** BEGIN Recorded data **

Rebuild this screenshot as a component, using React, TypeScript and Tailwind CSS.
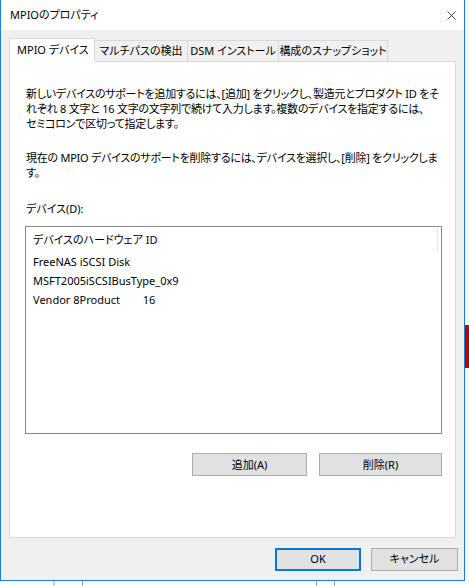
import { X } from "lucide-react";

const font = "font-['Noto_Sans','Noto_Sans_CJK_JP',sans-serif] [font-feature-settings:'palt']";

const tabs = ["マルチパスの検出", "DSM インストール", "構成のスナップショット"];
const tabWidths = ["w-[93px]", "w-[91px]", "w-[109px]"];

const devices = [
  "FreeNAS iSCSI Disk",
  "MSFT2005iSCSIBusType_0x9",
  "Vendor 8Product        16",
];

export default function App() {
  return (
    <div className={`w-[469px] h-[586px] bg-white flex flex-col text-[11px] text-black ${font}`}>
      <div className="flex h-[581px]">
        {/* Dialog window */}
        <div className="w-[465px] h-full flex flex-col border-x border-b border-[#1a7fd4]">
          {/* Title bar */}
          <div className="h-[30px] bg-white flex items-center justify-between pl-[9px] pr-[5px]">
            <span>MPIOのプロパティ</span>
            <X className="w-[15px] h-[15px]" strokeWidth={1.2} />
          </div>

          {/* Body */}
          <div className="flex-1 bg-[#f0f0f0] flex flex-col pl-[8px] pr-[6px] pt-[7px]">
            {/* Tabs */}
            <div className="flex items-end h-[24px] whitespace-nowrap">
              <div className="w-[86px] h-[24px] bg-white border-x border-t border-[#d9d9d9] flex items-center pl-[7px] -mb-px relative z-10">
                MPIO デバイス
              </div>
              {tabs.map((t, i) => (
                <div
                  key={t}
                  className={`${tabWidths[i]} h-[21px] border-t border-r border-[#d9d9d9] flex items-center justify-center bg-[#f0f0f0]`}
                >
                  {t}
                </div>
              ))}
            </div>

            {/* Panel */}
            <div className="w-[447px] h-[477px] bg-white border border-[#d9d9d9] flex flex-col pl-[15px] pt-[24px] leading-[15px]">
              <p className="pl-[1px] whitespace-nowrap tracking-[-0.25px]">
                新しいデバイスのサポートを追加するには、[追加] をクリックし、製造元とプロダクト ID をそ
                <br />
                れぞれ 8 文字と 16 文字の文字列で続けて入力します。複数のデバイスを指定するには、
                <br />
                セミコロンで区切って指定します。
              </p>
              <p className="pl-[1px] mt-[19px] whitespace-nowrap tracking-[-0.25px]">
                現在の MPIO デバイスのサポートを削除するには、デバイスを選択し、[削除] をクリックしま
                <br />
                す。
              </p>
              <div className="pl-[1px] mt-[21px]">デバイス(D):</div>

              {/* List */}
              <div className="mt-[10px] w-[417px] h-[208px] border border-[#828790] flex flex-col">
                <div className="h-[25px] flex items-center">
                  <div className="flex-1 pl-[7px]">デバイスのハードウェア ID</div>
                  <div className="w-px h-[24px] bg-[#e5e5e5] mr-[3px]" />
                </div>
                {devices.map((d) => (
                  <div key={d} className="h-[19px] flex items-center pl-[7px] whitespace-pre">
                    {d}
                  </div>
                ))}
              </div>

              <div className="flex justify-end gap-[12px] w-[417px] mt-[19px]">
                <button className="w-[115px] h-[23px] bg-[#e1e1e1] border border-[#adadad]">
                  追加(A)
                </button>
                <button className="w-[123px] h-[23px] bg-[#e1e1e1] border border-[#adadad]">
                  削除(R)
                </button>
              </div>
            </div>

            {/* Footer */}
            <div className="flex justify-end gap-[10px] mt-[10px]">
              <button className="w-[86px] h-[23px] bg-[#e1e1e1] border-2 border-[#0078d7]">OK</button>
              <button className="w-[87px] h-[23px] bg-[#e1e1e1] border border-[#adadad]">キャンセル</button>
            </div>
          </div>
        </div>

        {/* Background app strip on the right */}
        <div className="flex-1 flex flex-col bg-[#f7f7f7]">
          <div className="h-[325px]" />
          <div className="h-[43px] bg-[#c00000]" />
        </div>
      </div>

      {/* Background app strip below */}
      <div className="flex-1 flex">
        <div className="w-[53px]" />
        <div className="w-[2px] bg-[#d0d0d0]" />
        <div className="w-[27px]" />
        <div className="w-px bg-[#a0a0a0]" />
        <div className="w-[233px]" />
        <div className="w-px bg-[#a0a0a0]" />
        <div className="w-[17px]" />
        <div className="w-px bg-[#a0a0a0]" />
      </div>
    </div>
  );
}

** END Recorded data **

» What you should do: Except for the pictures, reproduce every line exactly.

» Solution below:
Rebuild this screenshot as a component, using React, TypeScript and Tailwind CSS.
import { X } from "lucide-react";

const font = "font-['Noto_Sans','Noto_Sans_CJK_JP',sans-serif] [font-feature-settings:'palt']";

const tabs = ["マルチパスの検出", "DSM インストール", "構成のスナップショット"];
const tabWidths = ["w-[93px]", "w-[91px]", "w-[109px]"];

const devices = [
  "FreeNAS iSCSI Disk",
  "MSFT2005iSCSIBusType_0x9",
  "Vendor 8Product        16",
];

export default function App() {
  return (
    <div className={`w-[469px] h-[586px] bg-white flex flex-col text-[11px] text-black ${font}`}>
      <div className="flex h-[581px]">
        {/* Dialog window */}
        <div className="w-[465px] h-full flex flex-col border-x border-b border-[#1a7fd4]">
          {/* Title bar */}
          <div className="h-[30px] bg-white flex items-center justify-between pl-[9px] pr-[5px]">
            <span>MPIOのプロパティ</span>
            <X className="w-[15px] h-[15px]" strokeWidth={1.2} />
          </div>

          {/* Body */}
          <div className="flex-1 bg-[#f0f0f0] flex flex-col pl-[8px] pr-[6px] pt-[7px]">
            {/* Tabs */}
            <div className="flex items-end h-[24px] whitespace-nowrap">
              <div className="w-[86px] h-[24px] bg-white border-x border-t border-[#d9d9d9] flex items-center pl-[7px] -mb-px relative z-10">
                MPIO デバイス
              </div>
              {tabs.map((t, i) => (
                <div
                  key={t}
                  className={`${tabWidths[i]} h-[21px] border-t border-r border-[#d9d9d9] flex items-center justify-center bg-[#f0f0f0]`}
                >
                  {t}
                </div>
              ))}
            </div>

            {/* Panel */}
            <div className="w-[447px] h-[477px] bg-white border border-[#d9d9d9] flex flex-col pl-[15px] pt-[24px] leading-[15px]">
              <p className="pl-[1px] whitespace-nowrap tracking-[-0.25px]">
                新しいデバイスのサポートを追加するには、[追加] をクリックし、製造元とプロダクト ID をそ
                <br />
                れぞれ 8 文字と 16 文字の文字列で続けて入力します。複数のデバイスを指定するには、
                <br />
                セミコロンで区切って指定します。
              </p>
              <p className="pl-[1px] mt-[19px] whitespace-nowrap tracking-[-0.25px]">
                現在の MPIO デバイスのサポートを削除するには、デバイスを選択し、[削除] をクリックしま
                <br />
                す。
              </p>
              <div className="pl-[1px] mt-[21px]">デバイス(D):</div>

              {/* List */}
              <div className="mt-[10px] w-[417px] h-[208px] border border-[#828790] flex flex-col">
                <div className="h-[25px] flex items-center">
                  <div className="flex-1 pl-[7px]">デバイスのハードウェア ID</div>
                  <div className="w-px h-[24px] bg-[#e5e5e5] mr-[3px]" />
                </div>
                {devices.map((d) => (
                  <div key={d} className="h-[19px] flex items-center pl-[7px] whitespace-pre">
                    {d}
                  </div>
                ))}
              </div>

              <div className="flex justify-end gap-[12px] w-[417px] mt-[19px]">
                <button className="w-[115px] h-[23px] bg-[#e1e1e1] border border-[#adadad]">
                  追加(A)
                </button>
                <button className="w-[123px] h-[23px] bg-[#e1e1e1] border border-[#adadad]">
                  削除(R)
                </button>
              </div>
            </div>

            {/* Footer */}
            <div className="flex justify-end gap-[10px] mt-[10px]">
              <button className="w-[86px] h-[23px] bg-[#e1e1e1] border-2 border-[#0078d7]">OK</button>
              <button className="w-[87px] h-[23px] bg-[#e1e1e1] border border-[#adadad]">キャンセル</button>
            </div>
          </div>
        </div>

        {/* Background app strip on the right */}
        <div className="flex-1 flex flex-col bg-[#f7f7f7]">
          <div className="h-[325px]" />
          <div className="h-[43px] bg-[#c00000]" />
        </div>
      </div>

      {/* Background app strip below */}
      <div className="flex-1 flex">
        <div className="w-[53px]" />
        <div className="w-[2px] bg-[#d0d0d0]" />
        <div className="w-[27px]" />
        <div className="w-px bg-[#a0a0a0]" />
        <div className="w-[233px]" />
        <div className="w-px bg-[#a0a0a0]" />
        <div className="w-[17px]" />
        <div className="w-px bg-[#a0a0a0]" />
      </div>
    </div>
  );
}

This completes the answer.